Our daughters’ days of braces and chain-link softball dugouts are long gone. But, to a dad, a good game of catch is a timeless pleasure. (Chris Erskine / Los Angeles Times)
I had children for the same reasons most guys do, so I’d have someone to play catch with for the rest of my life.
The other day, I asked our youngest daughter, Rapunzel, if she wanted to play a little catch. She’s 26 now, so she just assumed I was joking.
Come to think of it, I am always joking.
But I wasn’t kidding when I asked her to play a little catch in the park. I coached her a long time, from age 4 to age 14, taught her the finer points of softball and soccer.
To my knowledge, I only brought her to tears once, when from the sidelines of a soccer field, I screamed, “Hey, No. 5, don’t be a statue. Move a little!” She still hasn’t gotten over that major embarrassment.
Maybe that’s why she blew off my request to play a little catch the other day, the only reason I became a father. I really miss playing catch with her: “Elbow up, kid. Step into your throws. Finish.”
Yet, not all my kids want to play catch anymore. Life moves on.
When I last saw Rapunzel, she was heading off to have kimchi quesadillas with her friend Taylor, two L.A. girls chasing trendy morsels, when what they should be chasing is ground balls in the long spring grass.
Honestly, I like kimchi and I like quesadillas, but I’d never dream of blending the two. They seem an odd combo. Like Posh and I, for example.
As I feared, my wife didn’t laugh at my R-rated pickle joke, which I told her during six long hours of baseball last weekend. No kidding, we were in the stands for six hours, for the little guy’s double-header. Between the third and fourth innings of the second game, I’m pretty sure time actually stopped.
The young pitcher took the sign from the catcher, stared down the batter, then just froze. From kids to parents, even the ump and coaches, everybody began to wonder, in a simultaneous thought bubble: “What in God’s name are we doing playing baseball for six straight hours?”
After a pause of maybe seven seconds, the game proceeded. And by 10 p.m., the little guy and I were dragging a damp tarp across the pitcher’s mound and calling it a night.
Point is, even a guy who jokes about everything is stressed to fill six hours in the stands.
It might be the oldest joke in the world, and some women don’t like it. (Email me, and I’ll share). Allegedly, Adam told it to Eve, and she didn’t even giggle. When Genghis Khan told it to Mrs. Khan, she merely rolled her eyes. And Genghis could be a very funny guy.
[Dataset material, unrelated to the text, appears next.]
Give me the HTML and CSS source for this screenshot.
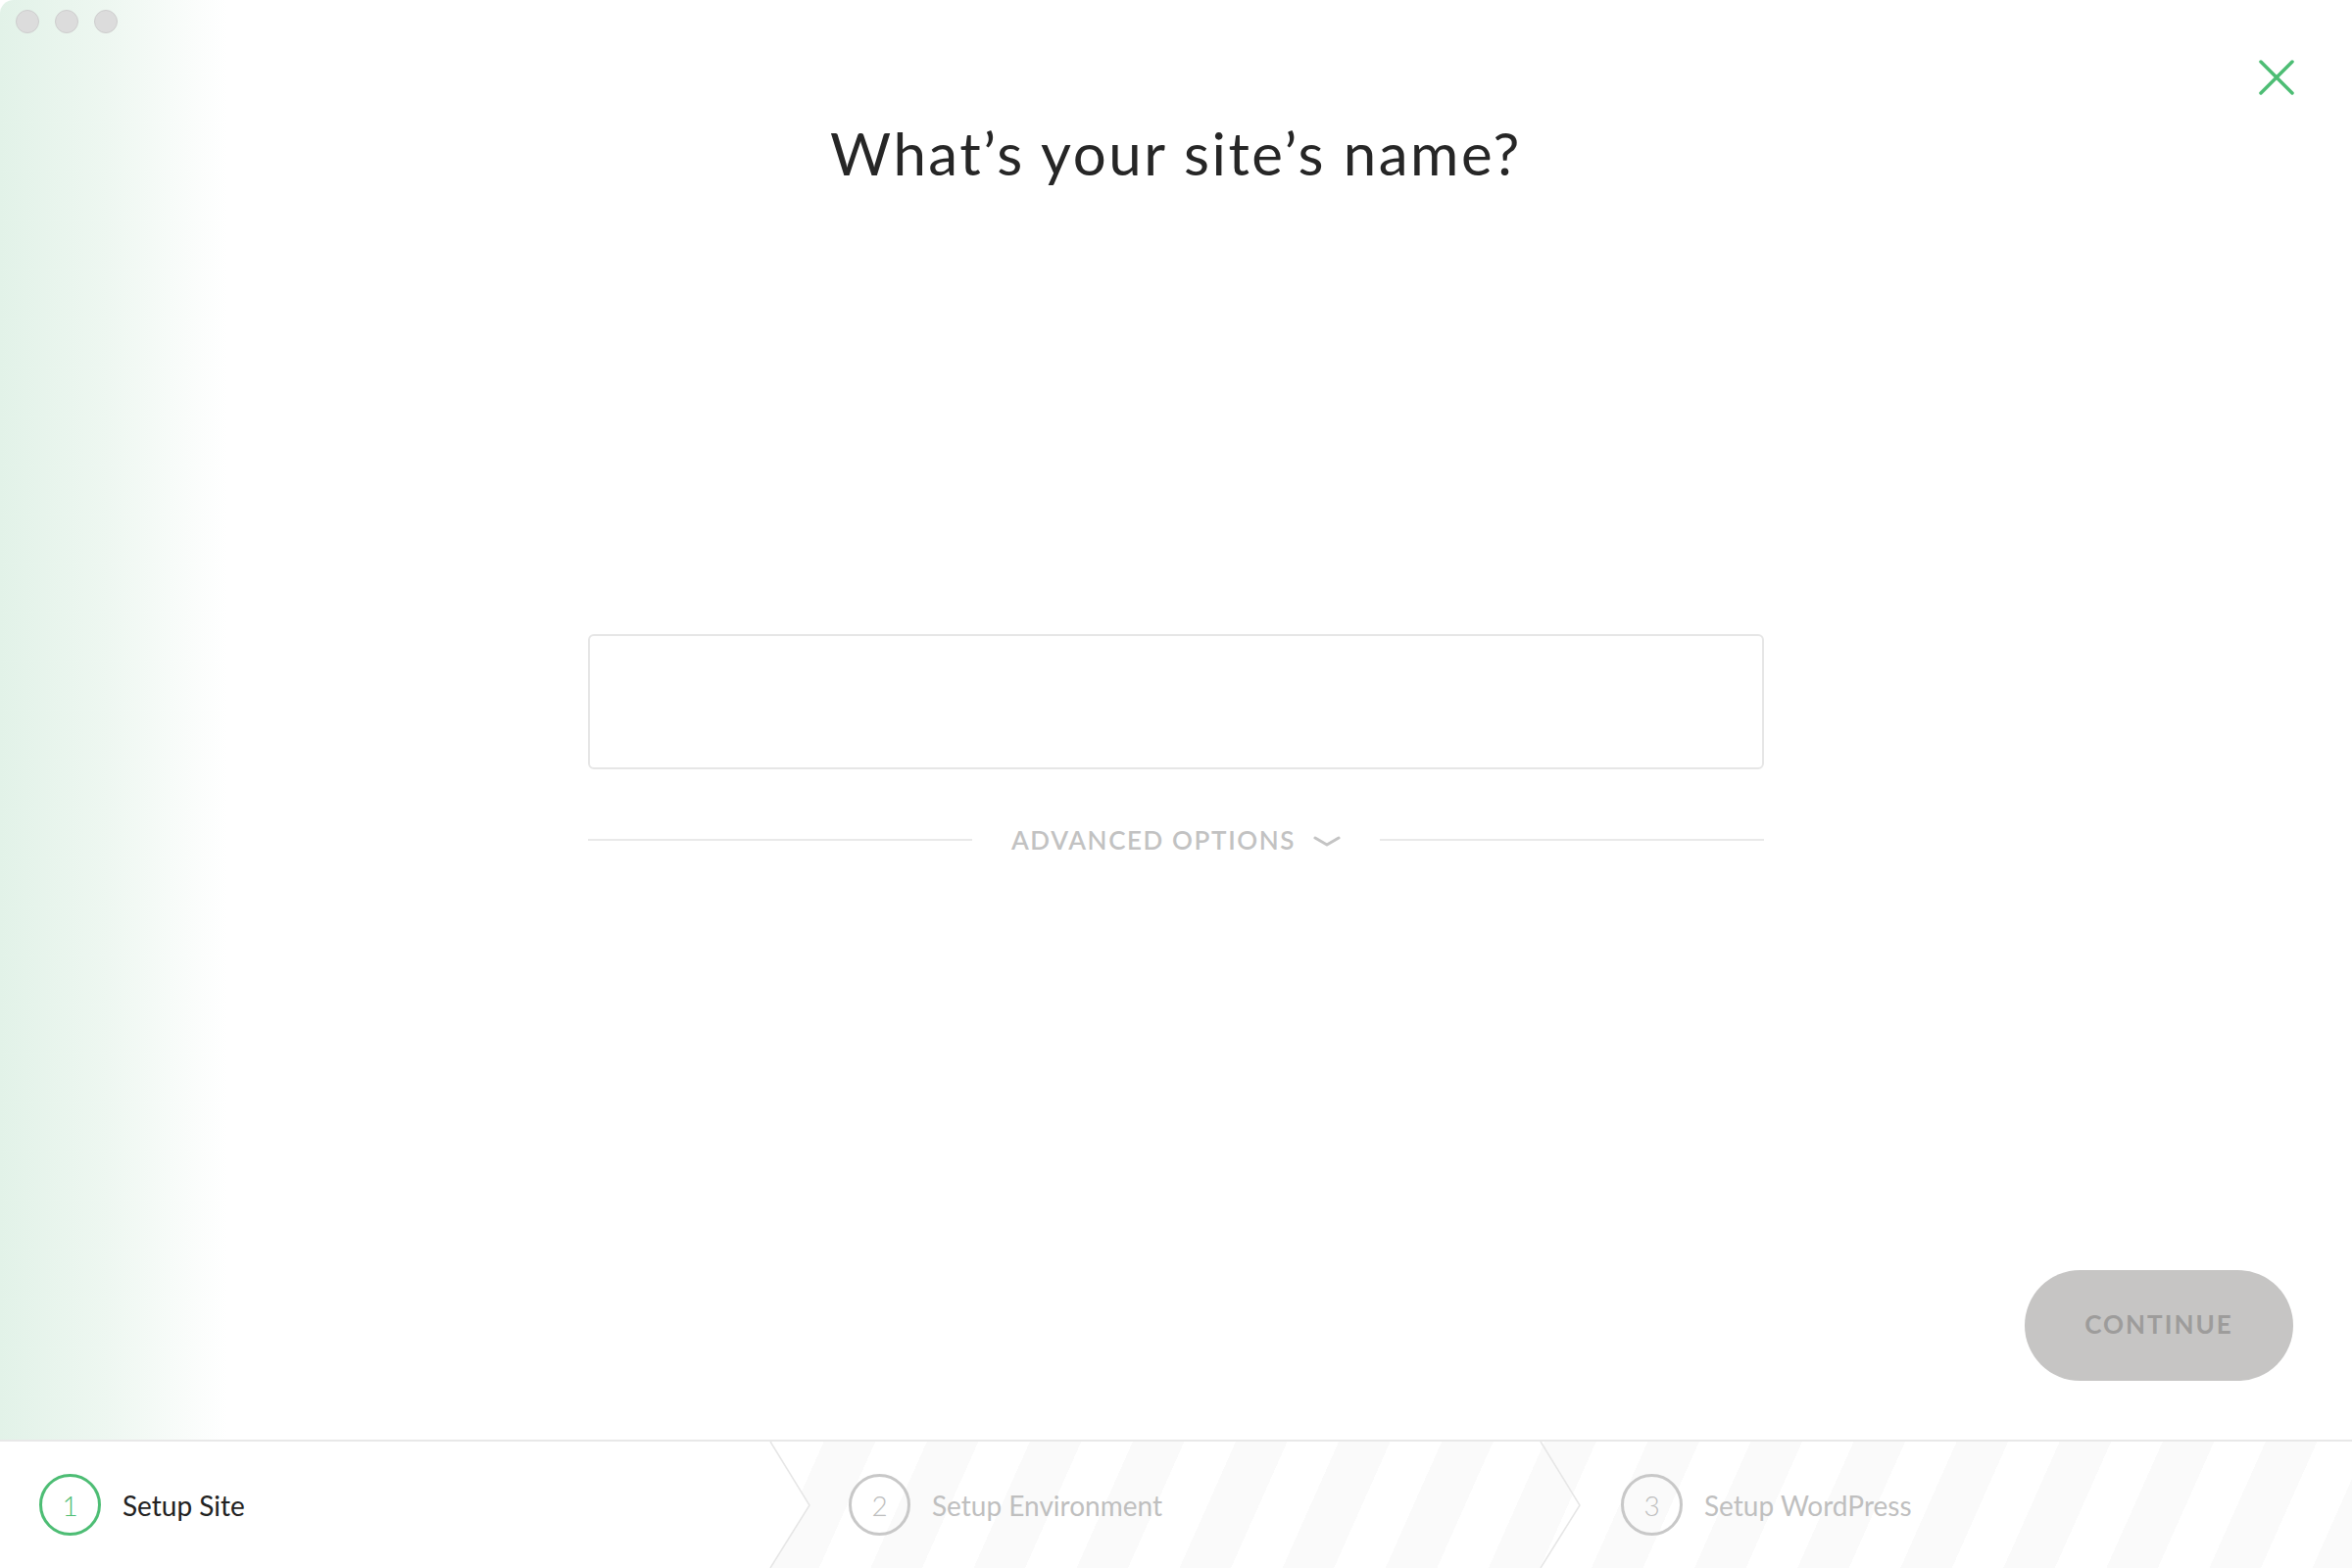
FILE: index.html
```html
<!DOCTYPE html>
<html lang="en">
<head>
<meta charset="utf-8">
<title>New Site</title>
<link rel="stylesheet" href="styles.css">
</head>
<body>
<div class="window">
  <main class="content">
    <div class="titlebar">
      <span class="light"></span>
      <span class="light"></span>
      <span class="light"></span>
    </div>
    <header class="header">
      <div class="spacer"></div>
      <h1 class="title">What’s your site’s name?</h1>
      <button class="close" aria-label="Close">
        <svg width="36" height="36" viewBox="0 0 36 36"><path d="M2 2 L34 34 M34 2 L2 34" stroke="#4dbd74" stroke-width="3.5" stroke-linecap="round" fill="none"/></svg>
      </button>
    </header>
    <section class="form">
      <input class="name-input" type="text" aria-label="Site name">
      <div class="advanced">
        <span class="rule"></span>
        <button class="adv-toggle">ADVANCED OPTIONS
          <svg class="chev" width="28" height="14" viewBox="0 0 28 14"><path d="M2 3 L14 10 L26 3" stroke="#c4c4c4" stroke-width="3" stroke-linecap="round" stroke-linejoin="round" fill="none"/></svg>
        </button>
        <span class="rule"></span>
      </div>
    </section>
    <footer class="actions">
      <button class="continue">CONTINUE</button>
    </footer>
  </main>
  <nav class="steps">
    <div class="step step-active">
      <span class="num">1</span>
      <span class="label">Setup Site</span>
      <svg class="sep" viewBox="0 0 40 129" preserveAspectRatio="none"><polygon points="0,0 40,65 0,129" fill="#ffffff"/><polyline points="0,0 40,65 0,129" fill="none" stroke="#e6e6e6" stroke-width="1.5"/></svg>
    </div>
    <div class="step">
      <span class="num">2</span>
      <span class="label">Setup Environment</span>
      <svg class="sep" viewBox="0 0 40 129" preserveAspectRatio="none"><polyline points="0,0 40,65 0,129" fill="none" stroke="#e6e6e6" stroke-width="1.5"/></svg>
    </div>
    <div class="step">
      <span class="num">3</span>
      <span class="label">Setup WordPress</span>
    </div>
  </nav>
</div>
</body>
</html>
```
FILE: styles.css
```css
* { box-sizing: border-box; }
html, body { margin: 0; padding: 0; background: #fff; }
body { font-family: Lato, "Open Sans", "Liberation Sans", sans-serif; color: #222; }

.window {
  width: 2400px;
  height: 1600px;
  display: flex;
  flex-direction: column;
  border-top-left-radius: 14px;
  overflow: hidden;
}

.content {
  flex: 1;
  display: flex;
  flex-direction: column;
  background: linear-gradient(90deg, #e2f2e8 0px, #eef7f1 110px, #ffffff 232px);
}

.titlebar {
  height: 44px;
  display: flex;
  gap: 16px;
  padding: 10px 0 0 16px;
}
.light {
  width: 24px;
  height: 24px;
  border-radius: 50%;
  background: #dcdcdc;
  border: 1px solid #cdcdcd;
}

.header {
  display: grid;
  grid-template-columns: 1fr auto 1fr;
  padding: 0 60px;
}
.title {
  margin: 76px 0 0;
  font-size: 60px;
  line-height: 72px;
  font-weight: 400;
  letter-spacing: 2.5px;
  color: #262626;
}
.close {
  justify-self: end;
  align-self: start;
  margin-top: 17px;
  margin-right: -1px;
  width: 36px;
  height: 36px;
  padding: 0;
  border: 0;
  background: none;
  display: flex;
}

.form {
  width: 1200px;
  margin: 455px auto 0;
  display: flex;
  flex-direction: column;
}
.name-input {
  width: 1200px;
  height: 138px;
  border: 2px solid #e6e6e6;
  border-radius: 6px;
  background: #fff;
  outline: none;
  padding: 0 30px;
  font: inherit;
  font-size: 40px;
}
.advanced {
  margin-top: 56px;
  height: 32px;
  display: flex;
  align-items: center;
  gap: 40px;
}
.rule {
  flex: 1;
  height: 2px;
  background: #e9e9e9;
}
.adv-toggle {
  display: flex;
  align-items: center;
  gap: 18px;
  padding: 0;
  border: 0;
  background: none;
  font-family: Lato, "Open Sans", "Liberation Sans", sans-serif;
  font-size: 26px;
  font-weight: 600;
  letter-spacing: 1.6px;
  color: #c2c2c2;
  line-height: 32px;
}
.chev { margin-top: 4px; }

.actions {
  margin-top: auto;
  display: flex;
  justify-content: flex-end;
  padding: 0 60px 60px;
}
.continue {
  width: 274px;
  height: 113px;
  border: 0;
  border-radius: 57px;
  background: #c6c5c4;
  color: #9d9c9b;
  font-family: Lato, "Open Sans", "Liberation Sans", sans-serif;
  font-size: 26px;
  font-weight: 700;
  letter-spacing: 2px;
  padding: 0 0 3px;
}

.steps {
  height: 131px;
  border-top: 2px solid #e8e8e8;
  display: flex;
  background: repeating-linear-gradient(114deg, #fafafa 0px, #fafafa 48px, #ffffff 48px, #ffffff 96px);
}
.step {
  position: relative;
  width: 786px;
  display: flex;
  align-items: center;
  gap: 22px;
  padding-left: 80px;
  color: #bfbfbf;
}
.step:last-child { flex: 1; padding-left: 82px; }
.step-active {
  background: #fff;
  padding-left: 40px;
  color: #222;
}
.num {
  width: 63px;
  height: 63px;
  border-radius: 50%;
  border: 3px solid #c8c8c8;
  display: flex;
  align-items: center;
  justify-content: center;
  font-size: 28px;
  font-weight: 300;
  color: #bdbdbd;
}
.step-active .num {
  border-color: #4dbd74;
  color: #4dbd74;
}
.label {
  font-size: 28px;
  font-weight: 400;
  line-height: 34px;
}
.sep {
  position: absolute;
  left: 100%;
  top: 0;
  width: 40px;
  height: 100%;
  overflow: visible;
  z-index: 1;
}
```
I mean, our daughter Rapunzel was there in the stands with us, and she laughed. But she’s always been an easy giggle.
“Daaaaaaad,” she said while combing her hair with her hands. “That’s such a dad joke.”
Let me just say that the entire dad brand is very hot these days. Dad jokes. Dad dance moves. Even Daditude, a certain way of approaching the world.
Before exercising the other day, Rapunzel complained that she was getting a “dad bod,” which from the sneery tone, was not something she really desired.
“So what’s wrong with a dad bod?” I asked.
According to Rapunzel, “a dad bod” is sort of amorphous, often thick in the middle in the manner of livestock, listless and a little pasty.
I always admired those things about myself. But I have simpler standards — for bods, for butts, for food, for humor.
For example, I still think it’s funny that, when I kill a poisonous spider in the house, I wait a beat or two, then while folding the tissue, scream as if the spider came back to life and bit me.
Trust me, I have been doing that particular shtick for 150 years, and it still slays. (For bonus laughs, pretend the spider just bit you, then get woozy and drop to your knees.)
I will try to do that old joke Sunday too, because anticipation is part of humor, as is repetition and surprise.
Character and warmth factor in there too, which is why on one day a year, we celebrate dads, whose bods are thick, and jokes a little dated. Our sense of style can maybe be musty too, as are all our wants and needs.
And sometimes all we really want for Father’s Day is to play a little catch in the park, or maybe wet a fishing line with you, or go for a modest hike.
We’re simple creatures, dads are. All we really want is you.